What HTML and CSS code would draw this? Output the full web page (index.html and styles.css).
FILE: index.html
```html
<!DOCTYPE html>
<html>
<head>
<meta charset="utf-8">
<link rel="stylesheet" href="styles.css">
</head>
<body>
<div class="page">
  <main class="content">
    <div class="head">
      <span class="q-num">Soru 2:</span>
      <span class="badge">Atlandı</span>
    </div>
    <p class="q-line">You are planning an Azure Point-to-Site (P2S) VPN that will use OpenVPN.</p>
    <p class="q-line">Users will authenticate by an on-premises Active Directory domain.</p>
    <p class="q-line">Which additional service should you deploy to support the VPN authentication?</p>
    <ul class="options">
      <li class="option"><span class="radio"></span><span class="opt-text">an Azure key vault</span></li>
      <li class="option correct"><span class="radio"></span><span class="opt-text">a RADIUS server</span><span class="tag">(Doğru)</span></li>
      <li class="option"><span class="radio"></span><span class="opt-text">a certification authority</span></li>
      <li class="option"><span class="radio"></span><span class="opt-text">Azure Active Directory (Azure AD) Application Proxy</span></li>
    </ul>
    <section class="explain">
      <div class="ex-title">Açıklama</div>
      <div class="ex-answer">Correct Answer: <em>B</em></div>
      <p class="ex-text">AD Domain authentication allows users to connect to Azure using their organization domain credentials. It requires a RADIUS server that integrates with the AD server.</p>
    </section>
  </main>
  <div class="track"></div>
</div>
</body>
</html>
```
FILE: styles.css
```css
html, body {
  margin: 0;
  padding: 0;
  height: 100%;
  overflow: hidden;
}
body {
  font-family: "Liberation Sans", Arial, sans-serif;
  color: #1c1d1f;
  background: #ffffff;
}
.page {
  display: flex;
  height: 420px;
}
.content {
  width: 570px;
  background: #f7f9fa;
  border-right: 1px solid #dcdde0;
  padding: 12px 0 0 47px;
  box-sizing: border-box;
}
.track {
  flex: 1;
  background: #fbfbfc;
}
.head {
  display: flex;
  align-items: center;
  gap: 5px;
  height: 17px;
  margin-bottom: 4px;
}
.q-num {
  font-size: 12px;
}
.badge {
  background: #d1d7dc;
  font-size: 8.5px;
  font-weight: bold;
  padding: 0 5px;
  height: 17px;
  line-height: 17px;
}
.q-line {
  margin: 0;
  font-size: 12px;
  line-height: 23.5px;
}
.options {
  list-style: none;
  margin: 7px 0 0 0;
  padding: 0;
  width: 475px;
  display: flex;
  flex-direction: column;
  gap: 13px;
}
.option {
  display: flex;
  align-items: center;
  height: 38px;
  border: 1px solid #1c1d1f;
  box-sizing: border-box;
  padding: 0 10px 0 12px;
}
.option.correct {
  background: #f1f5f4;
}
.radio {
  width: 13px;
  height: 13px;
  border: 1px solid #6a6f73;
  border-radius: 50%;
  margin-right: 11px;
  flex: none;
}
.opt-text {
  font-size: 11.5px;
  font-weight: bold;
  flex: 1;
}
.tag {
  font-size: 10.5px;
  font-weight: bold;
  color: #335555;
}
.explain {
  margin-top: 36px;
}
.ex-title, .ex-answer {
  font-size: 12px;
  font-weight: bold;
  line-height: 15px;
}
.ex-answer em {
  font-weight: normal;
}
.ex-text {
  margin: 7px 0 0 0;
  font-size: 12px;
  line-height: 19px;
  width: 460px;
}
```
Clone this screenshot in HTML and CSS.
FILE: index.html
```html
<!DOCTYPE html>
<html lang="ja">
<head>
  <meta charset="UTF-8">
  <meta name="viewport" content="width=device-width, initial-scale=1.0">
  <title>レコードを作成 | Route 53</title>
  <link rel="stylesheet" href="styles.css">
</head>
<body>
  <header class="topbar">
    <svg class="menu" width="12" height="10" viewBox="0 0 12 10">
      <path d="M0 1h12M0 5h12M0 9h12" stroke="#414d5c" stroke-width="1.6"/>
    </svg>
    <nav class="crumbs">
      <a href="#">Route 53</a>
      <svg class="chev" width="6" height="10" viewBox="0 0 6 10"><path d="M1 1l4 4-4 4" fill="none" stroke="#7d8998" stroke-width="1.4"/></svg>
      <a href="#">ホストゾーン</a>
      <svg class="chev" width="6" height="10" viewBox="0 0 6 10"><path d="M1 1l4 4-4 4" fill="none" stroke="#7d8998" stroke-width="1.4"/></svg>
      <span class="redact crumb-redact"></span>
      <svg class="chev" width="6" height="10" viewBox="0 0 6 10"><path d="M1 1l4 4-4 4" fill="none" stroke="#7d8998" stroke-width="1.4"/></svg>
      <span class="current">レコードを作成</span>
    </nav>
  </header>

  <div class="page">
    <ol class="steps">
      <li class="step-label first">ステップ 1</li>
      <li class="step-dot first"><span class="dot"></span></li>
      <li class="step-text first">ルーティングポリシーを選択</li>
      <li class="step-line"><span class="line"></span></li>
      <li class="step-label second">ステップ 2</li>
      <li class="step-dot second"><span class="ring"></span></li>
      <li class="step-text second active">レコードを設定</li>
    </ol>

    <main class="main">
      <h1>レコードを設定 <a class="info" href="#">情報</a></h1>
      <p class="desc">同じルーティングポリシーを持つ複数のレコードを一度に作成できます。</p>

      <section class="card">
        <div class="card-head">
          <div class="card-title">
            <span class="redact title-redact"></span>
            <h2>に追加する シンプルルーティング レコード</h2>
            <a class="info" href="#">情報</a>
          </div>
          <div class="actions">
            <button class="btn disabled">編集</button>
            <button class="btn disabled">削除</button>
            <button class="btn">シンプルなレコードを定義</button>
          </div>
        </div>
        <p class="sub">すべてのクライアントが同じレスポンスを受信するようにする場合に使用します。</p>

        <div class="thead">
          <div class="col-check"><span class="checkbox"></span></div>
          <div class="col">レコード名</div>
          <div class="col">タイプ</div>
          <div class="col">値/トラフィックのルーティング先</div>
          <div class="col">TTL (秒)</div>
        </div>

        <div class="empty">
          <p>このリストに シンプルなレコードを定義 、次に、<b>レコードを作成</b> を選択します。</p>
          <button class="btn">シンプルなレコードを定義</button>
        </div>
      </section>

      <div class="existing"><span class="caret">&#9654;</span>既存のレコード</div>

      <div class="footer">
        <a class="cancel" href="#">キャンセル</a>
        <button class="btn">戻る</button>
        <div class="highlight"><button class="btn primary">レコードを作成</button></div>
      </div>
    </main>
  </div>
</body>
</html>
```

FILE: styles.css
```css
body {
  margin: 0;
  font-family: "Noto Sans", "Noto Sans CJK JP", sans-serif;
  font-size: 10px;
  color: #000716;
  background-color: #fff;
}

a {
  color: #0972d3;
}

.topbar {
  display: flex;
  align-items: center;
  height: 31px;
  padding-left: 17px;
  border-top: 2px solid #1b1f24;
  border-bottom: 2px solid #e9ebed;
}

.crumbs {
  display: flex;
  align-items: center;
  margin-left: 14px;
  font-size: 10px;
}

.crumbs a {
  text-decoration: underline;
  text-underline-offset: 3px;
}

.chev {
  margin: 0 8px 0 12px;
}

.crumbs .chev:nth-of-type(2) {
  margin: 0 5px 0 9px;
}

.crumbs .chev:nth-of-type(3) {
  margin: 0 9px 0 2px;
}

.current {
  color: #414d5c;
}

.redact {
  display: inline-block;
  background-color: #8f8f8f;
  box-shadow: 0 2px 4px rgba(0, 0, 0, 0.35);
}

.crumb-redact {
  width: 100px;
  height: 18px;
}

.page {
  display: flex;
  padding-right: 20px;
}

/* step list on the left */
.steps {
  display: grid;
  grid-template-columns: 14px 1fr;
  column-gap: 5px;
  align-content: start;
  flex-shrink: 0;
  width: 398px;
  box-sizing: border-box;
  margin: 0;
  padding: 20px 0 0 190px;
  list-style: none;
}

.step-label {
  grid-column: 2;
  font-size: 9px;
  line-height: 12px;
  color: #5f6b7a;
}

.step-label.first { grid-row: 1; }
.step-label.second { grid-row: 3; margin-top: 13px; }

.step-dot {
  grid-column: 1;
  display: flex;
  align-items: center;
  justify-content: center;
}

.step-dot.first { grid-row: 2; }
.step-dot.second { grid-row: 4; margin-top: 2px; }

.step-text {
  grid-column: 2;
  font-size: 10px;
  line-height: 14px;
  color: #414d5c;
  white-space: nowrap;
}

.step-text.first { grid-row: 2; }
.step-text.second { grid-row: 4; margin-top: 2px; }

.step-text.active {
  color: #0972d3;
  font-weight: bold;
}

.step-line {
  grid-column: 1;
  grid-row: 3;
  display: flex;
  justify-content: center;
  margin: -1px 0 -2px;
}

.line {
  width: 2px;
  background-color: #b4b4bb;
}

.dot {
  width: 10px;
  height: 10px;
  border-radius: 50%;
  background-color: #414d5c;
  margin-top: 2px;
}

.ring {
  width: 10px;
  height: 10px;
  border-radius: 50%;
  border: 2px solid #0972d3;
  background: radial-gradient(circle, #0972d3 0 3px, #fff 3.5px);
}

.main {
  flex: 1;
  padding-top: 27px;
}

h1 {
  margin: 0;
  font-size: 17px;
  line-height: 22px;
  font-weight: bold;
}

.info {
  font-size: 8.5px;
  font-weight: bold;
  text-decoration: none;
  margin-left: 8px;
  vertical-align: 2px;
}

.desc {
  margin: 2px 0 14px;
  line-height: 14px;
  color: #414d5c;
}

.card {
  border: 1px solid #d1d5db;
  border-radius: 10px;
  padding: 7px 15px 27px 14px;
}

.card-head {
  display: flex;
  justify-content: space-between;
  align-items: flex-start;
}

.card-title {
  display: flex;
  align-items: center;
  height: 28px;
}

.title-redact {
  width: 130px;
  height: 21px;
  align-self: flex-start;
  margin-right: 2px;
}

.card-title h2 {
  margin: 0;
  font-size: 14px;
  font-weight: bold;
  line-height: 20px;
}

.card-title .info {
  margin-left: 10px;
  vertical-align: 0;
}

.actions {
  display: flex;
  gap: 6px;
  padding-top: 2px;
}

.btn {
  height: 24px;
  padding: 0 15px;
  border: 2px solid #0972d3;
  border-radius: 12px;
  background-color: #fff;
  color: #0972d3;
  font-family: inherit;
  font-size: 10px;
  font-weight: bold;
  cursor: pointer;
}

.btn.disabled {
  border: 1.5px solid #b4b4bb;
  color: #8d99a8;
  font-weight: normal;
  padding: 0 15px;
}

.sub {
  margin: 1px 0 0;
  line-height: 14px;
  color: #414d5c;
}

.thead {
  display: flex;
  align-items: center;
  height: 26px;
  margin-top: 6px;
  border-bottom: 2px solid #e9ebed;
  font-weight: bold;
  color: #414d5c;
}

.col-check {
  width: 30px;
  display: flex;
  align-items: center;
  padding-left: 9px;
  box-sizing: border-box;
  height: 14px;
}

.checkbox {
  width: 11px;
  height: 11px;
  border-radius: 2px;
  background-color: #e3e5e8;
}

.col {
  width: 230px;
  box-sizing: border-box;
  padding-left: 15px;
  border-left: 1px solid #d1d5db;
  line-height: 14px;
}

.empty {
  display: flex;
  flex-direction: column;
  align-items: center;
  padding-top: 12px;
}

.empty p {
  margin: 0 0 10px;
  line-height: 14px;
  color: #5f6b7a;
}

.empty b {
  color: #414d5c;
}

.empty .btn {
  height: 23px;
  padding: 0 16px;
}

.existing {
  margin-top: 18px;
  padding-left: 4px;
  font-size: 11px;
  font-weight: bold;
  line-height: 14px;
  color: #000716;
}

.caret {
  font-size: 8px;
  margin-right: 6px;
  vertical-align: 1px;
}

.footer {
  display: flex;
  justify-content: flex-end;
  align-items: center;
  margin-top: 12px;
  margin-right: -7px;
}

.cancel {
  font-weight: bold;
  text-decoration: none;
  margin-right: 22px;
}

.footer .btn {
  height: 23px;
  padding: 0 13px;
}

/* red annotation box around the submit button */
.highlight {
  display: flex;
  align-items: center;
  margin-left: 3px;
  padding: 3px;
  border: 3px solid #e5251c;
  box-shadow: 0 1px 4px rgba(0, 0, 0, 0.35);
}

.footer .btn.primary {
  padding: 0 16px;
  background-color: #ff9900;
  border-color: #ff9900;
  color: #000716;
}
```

Short problem
Note each line of the entries that has "page" in it, and copy those lines.

Finished answer
What HTML and CSS code would draw this? Output the full web page (index.html and styles.css).
<div class="page">
.page {
  <div class="page">
.page {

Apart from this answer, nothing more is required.